Une Française heureuse et satisfaite...

En plus de ça, la plupart des pains doivent être emballés dans un petit sac en papier, les baguettes, parisiens et bâtards enroulés dans une grande feuille semi-opaque comme chez nous, et la majeure partie des pâtisseries dans un petit sachet plastique (le "vinyl" comme on dit ici !). Oui oui, imaginez une petite brioche, une part de pizza, ou un beau brownie couvert de sucre glace...dans un bête sachet plastique. Ou comment ruiner à moitié la marchandise, selon moi. Mais bon. Donc, il faut maîtriser l'art d'emballer les produits, c'est important, c'est précis, tout ça.

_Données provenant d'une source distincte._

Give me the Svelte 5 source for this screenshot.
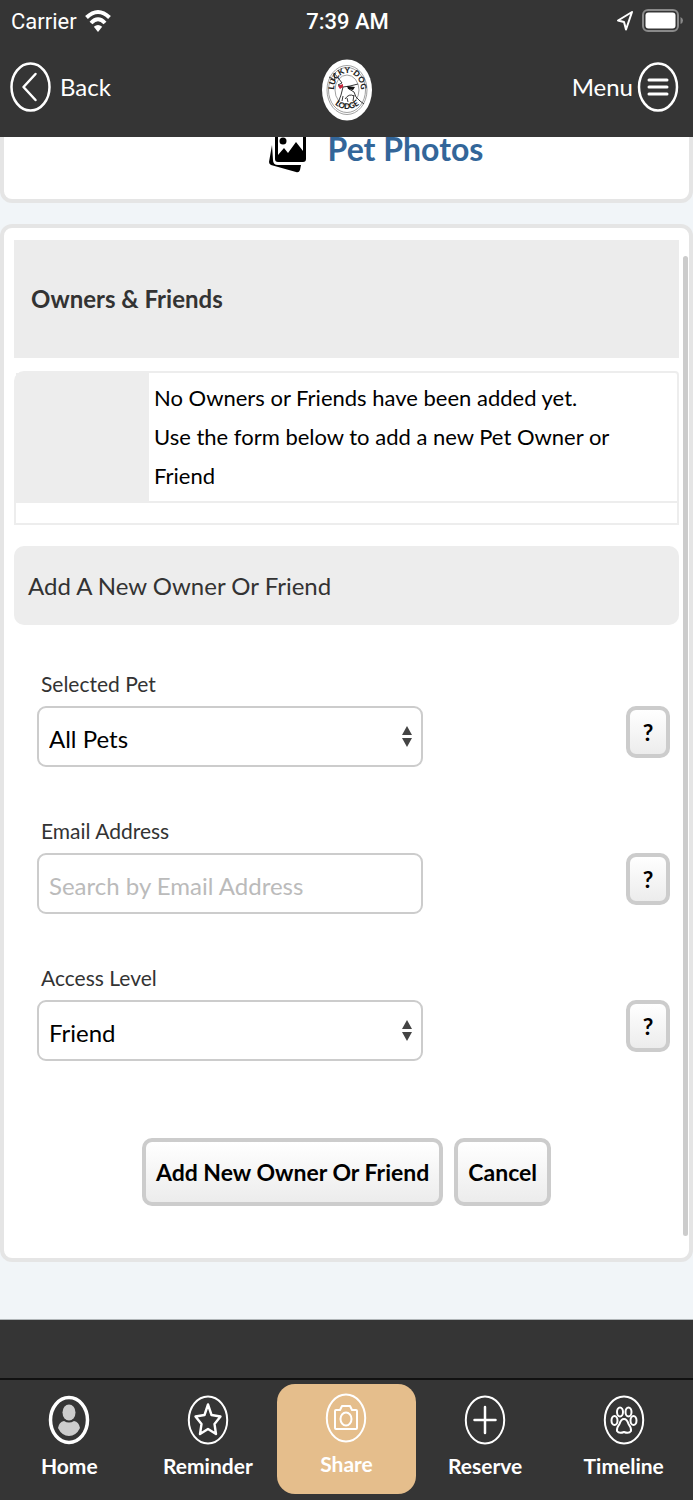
<script lang="ts">
  let selectedPet = 'all';
  let email = '';
  let accessLevel = 'friend';
  let activeTab = 'Share';

  const tabs = ['Home', 'Reminder', 'Share', 'Reserve', 'Timeline'];
</script>

<div class="app">
  <header class="top">
    <div class="status">
      <div class="carrier">
        <span>Carrier</span>
        <svg width="26" height="24" viewBox="0 0 26 24" fill="none" stroke="#fff" stroke-width="4">
          <path d="M1.5 8.5Q13 -2.5 24.500 8.500" />
          <path d="M6 14Q13 6.500 20 14" />
          <path d="M13 23L8.800 17.800Q13 14 17.200 17.800Z" fill="#fff" stroke="none" />
        </svg>
      </div>
      <span class="time">7:39 AM</span>
      <div class="battery">
        <svg width="18" height="22" viewBox="0 0 18 22" fill="none" stroke="#fff" stroke-width="2" stroke-linejoin="round">
          <path d="M16 2L2 10.500L8 12L10 19.500Z" />
        </svg>
        <svg width="42" height="24" viewBox="0 0 42 24">
          <rect x="1" y="1" width="35" height="21" rx="5" fill="none" stroke="#8a8a8a" stroke-width="2" />
          <rect x="3.500" y="3.500" width="30" height="16" rx="3" fill="#fff" />
          <path d="M38.500 8Q41 9 41 11.500Q41 14 38.500 15Z" fill="#8a8a8a" />
        </svg>
      </div>
    </div>

    <nav class="bar">
      <button class="bar-btn" type="button">
        <svg width="42" height="50" viewBox="0 0 42 50" fill="none" stroke="#fff" stroke-width="2.500">
          <ellipse cx="20.500" cy="25" rx="19" ry="23.500" />
          <path d="M25.500 12L13.500 25L25.500 38" stroke-linecap="round" stroke-linejoin="round" />
        </svg>
        Back
      </button>

      <svg class="logo" width="52" height="62" viewBox="0 0 52 62" role="img" aria-label="Lucky-Dog Lodge">
        <defs>
          <path id="arc-top" d="M13 31A13.500 17 0 0 1 40 31" />
          <path id="arc-bottom" d="M11 43Q26 57 41 43" />
        </defs>
        <ellipse cx="26" cy="31" rx="25" ry="30.500" fill="#fff" />
        <g fill="none" stroke="#777" stroke-width="0.700">
          <ellipse cx="26" cy="31" rx="20" ry="24.500" />
          <ellipse cx="26" cy="31" rx="18.500" ry="22.500" />
          <ellipse cx="26" cy="31" rx="12" ry="15" />
        </g>
        <g fill="none" stroke="#222" stroke-width="0.900">
          <path d="M8 18L14 21L13 14L18 20L21 24L17 26L22 28L20 36L17 44" />
          <path d="M22 28L29 27L37 25M28 30L33 33L35 38L39 42L43 45" />
          <path d="M22 37L21 42M26 39L27 43M33 36L32 42M24 40Q28 34 33 37" />
        </g>
        <path d="M26 27L34 28L32 31L27 30Z" fill="#111" />
        <path d="M17 27L22 25L22 28L19 30Z" fill="#c8253c" />
        <text class="logo-text"><textPath href="#arc-top" startOffset="50%" text-anchor="middle">LUCKY-DOG</textPath></text>
        <text class="logo-text"><textPath href="#arc-bottom" startOffset="50%" text-anchor="middle">LODGE</textPath></text>
      </svg>

      <button class="bar-btn menu" type="button">
        Menu
        <svg width="42" height="50" viewBox="0 0 42 50" fill="none" stroke="#fff" stroke-width="2.500">
          <ellipse cx="21" cy="25" rx="19" ry="23.500" />
          <path d="M12 18H30M12 25H30M12 32H30" stroke-width="3" stroke-linecap="round" />
        </svg>
      </button>
    </nav>
  </header>

  <main>
    <section class="card photos">
      <a href="#photos">
        <svg width="40" height="48" viewBox="0 0 40 48">
          <path d="M4 20L1 37Q1 39 3 40L28 47Q31 48 32 45L33 40H10Q5 40 5 35Z" />
          <path fill-rule="evenodd" d="M9 4H35Q38 4 38 7V34Q38 37 35 37H10Q7 37 7 34V7Q7 4 9 4ZM10 30L16 23L20 28L28 17L35 26V7H10Z" />
          <circle cx="15" cy="16" r="3.500" />
        </svg>
        Pet Photos
      </a>
    </section>

    <section class="card owners">
      <h2>Owners &amp; Friends</h2>

      <div class="empty">
        <div class="thumb"></div>
        <p>No Owners or Friends have been added yet.<br />Use the form below to add a new Pet Owner or Friend</p>
        <div class="empty-foot"></div>
      </div>

      <h3>Add A New Owner Or Friend</h3>

      <form on:submit|preventDefault>
        <div class="field">
          <label for="pet">Selected Pet</label>
          <div class="row">
            <div class="control">
              <select id="pet" bind:value={selectedPet}>
                <option value="all">All Pets</option>
              </select>
              <svg class="arrows" width="10" height="22" viewBox="0 0 10 22"><path d="M5 0L10 9H0ZM0 12H10L5 21Z" /></svg>
            </div>
            <button class="btn help" type="button">?</button>
          </div>
        </div>

        <div class="field">
          <label for="email">Email Address</label>
          <div class="row">
            <div class="control">
              <input id="email" type="email" placeholder="Search by Email Address" bind:value={email} />
            </div>
            <button class="btn help" type="button">?</button>
          </div>
        </div>

        <div class="field">
          <label for="access">Access Level</label>
          <div class="row">
            <div class="control">
              <select id="access" bind:value={accessLevel}>
                <option value="friend">Friend</option>
                <option value="owner">Owner</option>
              </select>
              <svg class="arrows" width="10" height="22" viewBox="0 0 10 22"><path d="M5 0L10 9H0ZM0 12H10L5 21Z" /></svg>
            </div>
            <button class="btn help" type="button">?</button>
          </div>
        </div>

        <div class="actions">
          <button class="btn" type="submit">Add New Owner Or Friend</button>
          <button class="btn" type="button">Cancel</button>
        </div>
      </form>

      <div class="scroll-thumb"></div>
    </section>
  </main>

  <div class="spacer"></div>

  <nav class="tabs">
    {#each tabs as tab}
      <button type="button" class:active={tab === activeTab} on:click={() => (activeTab = tab)}>
        <svg width="42" height="50" viewBox="0 0 42 50" fill="none" stroke="#fff" stroke-width="2" stroke-linejoin="round">
          {#if tab === 'Home'}
            <ellipse cx="21" cy="25" rx="18.500" ry="22.500" stroke-width="3.500" />
            <ellipse cx="21" cy="17.500" rx="6.500" ry="8" fill="#ccc" stroke="none" />
            <path d="M10 33Q11 27 16 26Q21 29 26 26Q31 27 32 33Q28 41 21 41Q14 41 10 33Z" fill="#ccc" stroke="none" />
          {:else}
            <ellipse cx="21" cy="25" rx="19.200" ry="23.500" />
          {/if}
          {#if tab === 'Reminder'}
            <path d="M21 9.500L24.500 20L33.500 21.500L27.500 29L29 39L21 34L13 39L14.500 29L8.500 21.500L17.500 20Z" stroke-width="2.400" />
          {:else if tab === 'Share'}
            <path d="M11 17H15L17 13H25L27 17H31Q32 17 32 18V35Q32 36 31 36H11Q10 36 10 35V18Q10 17 11 17Z" />
            <ellipse cx="21" cy="26" rx="5.500" ry="6.500" />
          {:else if tab === 'Reserve'}
            <path d="M21 12V38M10.500 25H31.500" stroke-width="2.500" stroke-linecap="round" />
          {:else if tab === 'Timeline'}
            <ellipse cx="17" cy="17" rx="3" ry="4.500" />
            <ellipse cx="25.500" cy="17" rx="3" ry="4.500" />
            <ellipse cx="11.500" cy="25.500" rx="3" ry="4.500" />
            <ellipse cx="30.500" cy="25.500" rx="3" ry="4.500" />
            <path d="M21 24Q24 24 25.500 29Q28.500 33 28 36Q26 39 21 37Q16 39 14 36Q13.500 33 16.500 29Q18 24 21 24Z" />
          {/if}
        </svg>
        {tab}
      </button>
    {/each}
  </nav>
</div>

<style>
  :global(body) {
    margin: 0;
    background: #353535;
  }

  * {
    box-sizing: border-box;
  }

  .app {
    font-family: Lato, 'Open Sans', sans-serif;
    color: #333;
  }

  button,
  input,
  select {
    font-family: inherit;
  }

  svg {
    display: block;
    flex: none;
  }

  .top {
    position: relative;
    z-index: 1;
    background: #353535;
    color: #fff;
  }

  .status {
    display: grid;
    grid-template-columns: 1fr auto 1fr;
    align-items: center;
    height: 42px;
    padding: 0 9px 0 11px;
    font-family: Roboto, sans-serif;
    font-size: 22px;
  }

  .carrier,
  .battery {
    display: flex;
    align-items: center;
    gap: 8px;
  }

  .battery {
    justify-content: flex-end;
  }

  .time {
    font-weight: 500;
  }

  .bar {
    display: grid;
    grid-template-columns: 1fr auto 1fr;
    align-items: center;
    height: 95px;
    padding: 0 10px;
  }

  .bar-btn {
    display: flex;
    align-items: center;
    gap: 8px;
    padding: 0 0 6px;
    border: 0;
    background: none;
    color: #fff;
    font-size: 24px;
  }

  .menu {
    justify-self: end;
    gap: 4px;
    padding-right: 4px;
  }

  .logo-text {
    font-size: 8px;
    font-weight: 900;
    fill: #222;
  }

  main {
    display: flex;
    flex-direction: column;
    gap: 21px;
    padding-bottom: 57px;
    background: #f1f5f8;
  }

  .card {
    position: relative;
    background: #fff;
    border: 4px solid #e5e5e5;
    border-radius: 12px;
  }

  .photos {
    margin-top: -20px;
    padding-bottom: 22px;
  }

  .photos a {
    display: flex;
    justify-content: center;
    align-items: center;
    gap: 20px;
    padding-left: 58px;
    color: #336699;
    font-size: 32px;
    font-weight: 700;
    line-height: 56px;
    text-decoration: none;
  }

  .owners {
    padding: 12px 10px 52px;
  }

  h2 {
    margin: 0 0 13px;
    padding: 0 17px;
    background: #ececec;
    font-size: 24px;
    font-weight: 700;
    line-height: 118px;
  }

  .empty {
    display: grid;
    grid-template-columns: 133px 1fr;
    margin-bottom: 21px;
    border: 2px solid #ededed;
    border-radius: 10px 4px 0 0;
    color: #000;
  }

  .thumb {
    background: #ededed;
  }

  .empty p {
    margin: 0;
    padding: 5px 5px 6px;
    font-size: 22px;
    line-height: 39px;
  }

  .empty-foot {
    grid-column: 1 / -1;
    height: 22px;
    border-top: 2px solid #ededed;
  }

  h3 {
    margin: 0 0 44px;
    padding: 0 14px;
    background: #ededed;
    border-radius: 10px;
    font-size: 24px;
    font-weight: 400;
    line-height: 79px;
  }

  form {
    padding: 0 9px 0 23px;
  }

  .field {
    margin-bottom: 25px;
  }

  label {
    display: block;
    padding-left: 4px;
    font-size: 21px;
    line-height: 30px;
    margin-bottom: 7px;
  }

  .row {
    display: flex;
    justify-content: space-between;
    align-items: flex-start;
    min-height: 85px;
  }

  .control {
    position: relative;
    width: 61%;
  }

  input,
  select {
    display: block;
    width: 100%;
    height: 61px;
    padding: 4px 10px 0;
    appearance: none;
    background: #fff;
    border: 2px solid #ccc;
    border-radius: 9px;
    color: #000;
    font-size: 24px;
  }

  input::placeholder {
    color: #bbb;
  }

  .arrows {
    position: absolute;
    right: 11px;
    top: 20px;
    fill: #444;
    pointer-events: none;
  }

  .btn {
    height: 68px;
    padding: 0 10px;
    background: linear-gradient(#fff, #ececec);
    border: 4px solid #ccc;
    border-radius: 10px;
    color: #000;
    font-size: 23px;
    font-weight: 700;
  }

  .help {
    width: 44px;
    height: 52px;
    padding: 0;
  }

  .actions {
    display: flex;
    justify-content: center;
    gap: 11px;
    padding-right: 14px;
    margin-top: 53px;
  }

  .scroll-thumb {
    position: absolute;
    top: 28px;
    right: 1px;
    bottom: 22px;
    width: 5px;
    border-radius: 3px;
    background: #ccc;
  }

  .spacer {
    height: 59px;
    border-top: 1px solid #b0b5b8;
    background: #353535;
  }

  .tabs {
    display: grid;
    grid-template-columns: repeat(5, 1fr);
    border-top: 2px solid #111;
    padding: 4px 0 6px;
    background: #353535;
  }

  .tabs button {
    display: flex;
    flex-direction: column;
    align-items: center;
    gap: 5px;
    height: 110px;
    padding: 11px 0 0;
    border: 0;
    border-radius: 18px;
    background: none;
    color: #fff;
    font-size: 21px;
    font-weight: 700;
    line-height: 32px;
  }

  .tabs .active {
    padding-top: 9px;
    background: #e5be8c;
  }
</style>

Je viens d'apprendre à faire la caisse, qui ne diffère pas énormément de la manière de procéder en France, à part qu'on décrit à peu près tout ce qu'on fait à voix haute. En guise d'exemple, littéralement, ça donne "Je m'apprête à vous déranger en passant à la caisse", (je passe l'énumération pas forcément nécessaire des marchandises) "Cela vous coûte 1850 yen", "Je reçois 5000 yen", "Voici la grosse monnaie : 3000 yen" "Et voici le reste de la monnaie : "150 yen, et votre ticket de caisse" "Nous vous avons fait attendre. Merci beaucoup !"
C'est plutôt marrant à dire, même pour moi ce n'est pas encore aussi naturel que mes collègues !
Voilà en gros pour la vente en magasin.